Passage A is an extract is an extract from the travel writing ‘Neither Here Nor There’, written by the writer Bill Bryson. Passage B whereas, is from the novel ‘Slum Dog Billionaire’, drafted by the author Vikas Swarup. Both of these writings are in their own way encourage able, the intended effect of the first one being expressive and entertaining, highly reflecting that of passage B, which is also very engaging.
Rounding up all of the similarities first, the most evident similarity would be the theme of both passage A and passage B, which is ‘travel’. They are intended to systemize new experiences and exploration which can be evident in passage A when the writer says, “I had no map not even the vaguest sense of geography.” Passage B on the other hand says, “The Taj Mahal, I had heard about it.” These examples show signs of cluelessness.
Second, the audience of both the extracts is more or less the same as well, mainly for travelers, adults and young adults. For example, the first passage says, “Naples looked even worse after Sorrento and Capri”. Passage B correspondingly says, “The Taj Mahal. The eighth wonder of the world.” These basic lines show that these extracts are intended for people interested in travel.
Style is another one of the similarities visible as both passages are narratives and fervently descriptive at the same time. “Were obscured by a wispy haze and Naples across the bay appeared to have been taken away by the night,” (Passage A) and “Thirty minutes of brisk walking along the embankment brings me to an enormous red sandstone entrance gate.” (Passage B) provide backup to this statement. This creates a visual image of the scene unfolding in the reader’s mind and makes the work more appealing.
Apart from this, these extracts from ‘Neither Here Nor There’ and ‘Slumdog Billionaire’ revolve around a hefty amount of figures of speech. For example, personification like ‘tumbling fog’ in passage one and ‘swelling dome’ in passage two and alliteration like “purity of it’s perfection” in passage two have been used. Through this, color is added to the authors work and the writing becomes much more interesting to read as well, attracting readers like bees are to honey.
Another similarity would be the obvious humor highlighting the stories. They are both coincidentally comical and sarcastic at the same time, which makes the readers feel light and focused on reading ahead. Humor can be spotted in passage A when the writer says, “unattended children, often naked from the waist down, in filthy T-shirts” and in passage B in the following words, “glimpse of a dead body floating on its surface.”
In both extracts statistical and factual intel has also been provided to the reader, the exact words of Bill Bryson in passage B being, “the pettier crimes like car theft (29,000 per year)”, and of Vikas Swarup in passage B, “TAJ MAHAL ENTRY FEES: INDIANS RS.20”. This technique is a clever way to make the writer’s words seem much more believable and at the same time backs up their stance accordingly. All in all, it also provides the reader with knowledge, understanding of an idea and a chance to discover fresh information.

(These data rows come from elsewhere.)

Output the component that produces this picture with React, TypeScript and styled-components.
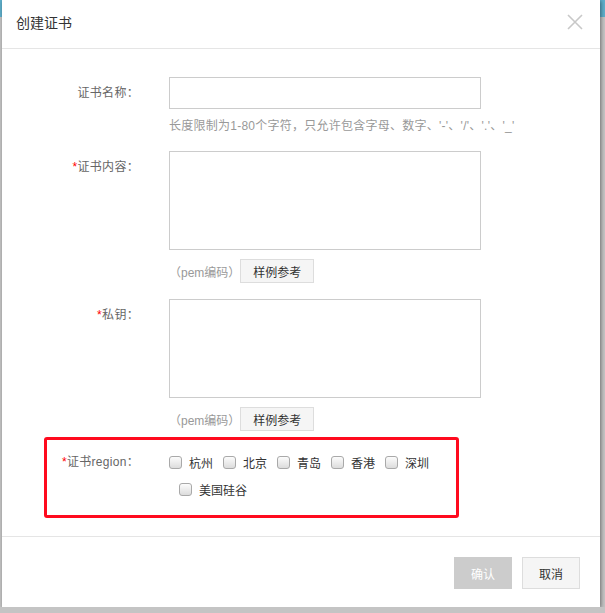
import styled, { createGlobalStyle } from "styled-components";

const GlobalStyle = createGlobalStyle`
  html, body {
    margin: 0;
    padding: 0;
  }
  html {
    background: #c4c4c4 linear-gradient(#5eafcb, #5eafcb) no-repeat;
    background-size: 100% 17px;
  }
  body {
    font-family: "Liberation Sans", "Noto Sans CJK SC", sans-serif;
    font-size: 12px;
    color: #333;
  }
`;

const Page = styled.div`
  padding-left: 2px;
  width: 598px;
`;

const Dialog = styled.div`
  position: relative;
  width: 598px;
  background: #fff;
  box-shadow: 1px 1px 4px rgba(0, 0, 0, 0.45);
`;

const Header = styled.div`
  height: 49px;
  display: flex;
  align-items: center;
  justify-content: space-between;
  padding: 0 16px 4px 14px;
  box-sizing: border-box;
  border-bottom: 1px solid #e5e5e5;
`;

const Title = styled.span`
  font-size: 14px;
  color: #333;
  font-family: "Noto Sans CJK SC", sans-serif;
`;

const Close = styled.button`
  width: 18px;
  height: 18px;
  padding: 0;
  border: 0;
  background: none;
  display: flex;
  align-items: center;
  justify-content: center;
`;

const Body = styled.div`
  padding: 28px 0 33px;
`;

const Row = styled.div<{ $gap?: number }>`
  display: grid;
  grid-template-columns: 137px 312px;
  column-gap: 30px;
  margin-bottom: ${(p) => p.$gap ?? 0}px;
`;

const Label = styled.label<{ $lh?: number }>`
  text-align: right;
  color: #666;
  line-height: ${(p) => p.$lh ?? 32}px;
  white-space: nowrap;
  letter-spacing: 0.3px;
`;

const Star = styled.span`
  color: #f00;
`;

const Field = styled.div`
  display: flex;
  flex-direction: column;
`;

const Input = styled.input`
  height: 32px;
  box-sizing: border-box;
  border: 1px solid #ccc;
  margin: 0;
  outline: none;
`;

const Textarea = styled.textarea`
  height: 99px;
  box-sizing: border-box;
  border: 1px solid #ccc;
  margin: 0;
  resize: none;
  outline: none;
`;

const Hint = styled.div`
  margin-top: 8px;
  line-height: 18px;
  color: #999;
  white-space: nowrap;
  letter-spacing: 0.25px;
`;

const PemRow = styled.div`
  margin-top: 9px;
  display: flex;
  align-items: center;
  color: #999;
`;

const GrayButton = styled.button<{ $w: number; $h: number }>`
  width: ${(p) => p.$w}px;
  height: ${(p) => p.$h}px;
  box-sizing: border-box;
  border: 1px solid #ddd;
  background: #f5f5f5;
  color: #333;
  font-family: inherit;
  font-size: 12px;
  padding: 0;
`;

const PrimaryButton = styled.button`
  width: 58px;
  height: 32px;
  border: 0;
  background: #ccc;
  color: #fff;
  font-family: inherit;
  font-size: 12px;
  padding: 0;
`;

const Regions = styled.div`
  display: flex;
  flex-wrap: wrap;
  width: 312px;
`;

const RegionItem = styled.label<{ $first?: boolean }>`
  display: flex;
  align-items: center;
  height: 27px;
  margin-left: ${(p) => (p.$first ? 0 : 10)}px;
  color: #333;
`;

const Box = styled.span`
  width: 13px;
  height: 13px;
  box-sizing: border-box;
  border: 1px solid #a9a9a9;
  border-radius: 3px;
  background: linear-gradient(#fcfcfc, #dcdcdc);
  margin-right: 7px;
`;

const Footer = styled.div`
  border-top: 1px solid #e5e5e5;
  display: flex;
  justify-content: flex-end;
  gap: 10px;
  padding: 20px 20px 18px;
`;

const Highlight = styled.div`
  position: absolute;
  left: 42px;
  top: 437px;
  width: 415px;
  height: 81px;
  box-sizing: border-box;
  border: 3px solid #ff0a1e;
  border-radius: 3px;
  pointer-events: none;
`;

const regions = ["杭州", "北京", "青岛", "香港", "深圳", "美国硅谷"];

const Pem = () => (
  <PemRow>
    <span>（pem编码）</span>
    <GrayButton $w={74} $h={24}>样例参考</GrayButton>
  </PemRow>
);

export default function App() {
  return (
    <>
      <GlobalStyle />
      <Page>
        <Dialog>
          <Header>
            <Title>创建证书</Title>
            <Close aria-label="close">
              <svg width="16" height="16" viewBox="0 0 16 16">
                <path d="M1 1L15 15M15 1L1 15" stroke="#c8c8c8" strokeWidth="1.6" />
              </svg>
            </Close>
          </Header>
          <Body>
            <Row $gap={16}>
              <Label>证书名称：</Label>
              <Field>
                <Input />
                <Hint>长度限制为1-80个字符，只允许包含字母、数字、'-'、'/'、'.'、'_'</Hint>
              </Field>
            </Row>
            <Row $gap={16}>
              <Label>
                <Star>*</Star>证书内容：
              </Label>
              <Field>
                <Textarea />
                <Pem />
              </Field>
            </Row>
            <Row $gap={18}>
              <Label>
                <Star>*</Star>私钥：
              </Label>
              <Field>
                <Textarea />
                <Pem />
              </Field>
            </Row>
            <Row>
              <Label $lh={27}>
                <Star>*</Star>证书region：
              </Label>
              <Regions>
                {regions.map((r, i) => (
                  <RegionItem key={r} $first={i === 0}>
                    <Box />
                    {r}
                  </RegionItem>
                ))}
              </Regions>
            </Row>
          </Body>
          <Footer>
            <PrimaryButton>确认</PrimaryButton>
            <GrayButton $w={58} $h={32}>取消</GrayButton>
          </Footer>
          <Highlight />
        </Dialog>
      </Page>
    </>
  );
}
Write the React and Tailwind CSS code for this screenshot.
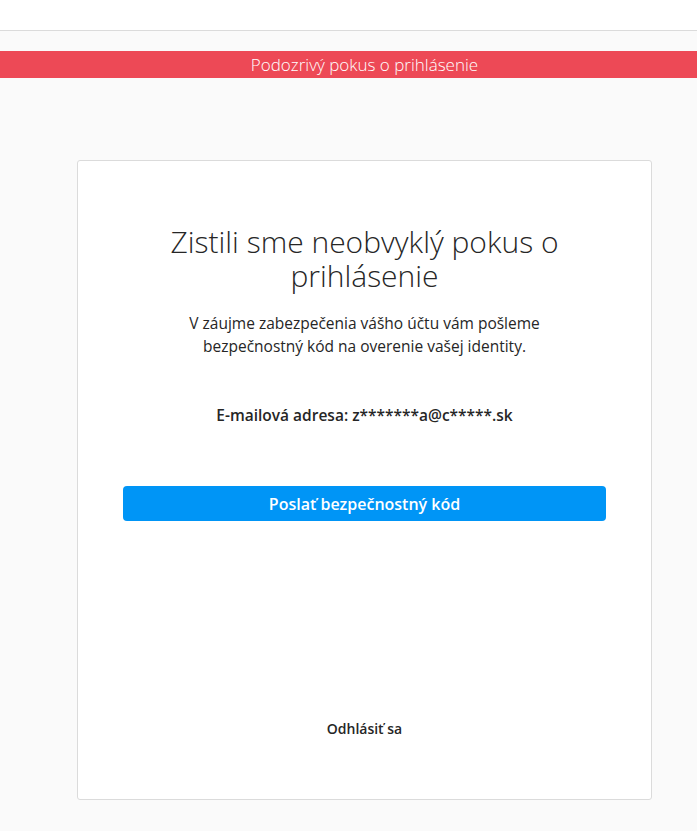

Moving on to the differences, both these passages carry different content. Even though they both are themed as ‘travel’, the narratives are about two deflecting places and specific experiences. For example, the first one talks about a visit to ‘Naples’ (“I purchased a ticket on a slow ferry to Naples”) and the second passage talks about the Taj Mahal- a place in India (“That is the Taj Mahal, idiot”). Varying contents provide the readers with a wide range of variety and new concepts to view.
Language, at the same time, is also a bit different. Despite usage of an ample amount of figures of speech and literary techniques, passage A is conducted through a rather formal tone. The author, for example, says, “where the old rascal used to have guests who displeased him.” These words show that they are not used in casual, normal conversations whereas in passage B the language is in fact conversational and semi-formal. Vikas Swarup uses lines like, “That is the Taj Mahal you idiot.” This creates an image of informality and makes the story easy to read and comprehensive.
Attitude of passage A and passage B is somewhat in neglect to each other. In passage A the attitude remains skeptical throughout, even till the very end. For example, the author uses words like, “mean, cavernous, semi-paved alleyways,” for the streets of Naples. The writer of passage B, however, has a fluctuating attitude. He is being expressive in a way where he keeps a good balance between the negatives and the positives. He says, “Taj Mahal rises in all it’s beauty and splendor.” This way we can say that passage A brings about a biased opinion and uses an attacking stance, forcing the readers to agree whereas passage B at the same time creates a light flow and somewhat calms the reader with its factual and expressive nature.
Now wrapping up everything, both these passages share similar traits in being resourceful and expressive by using many literary devices. They also share the same theme and humor. However, clear differences can be jotted down as well on first look, for example their content, language and attitude varies immensely.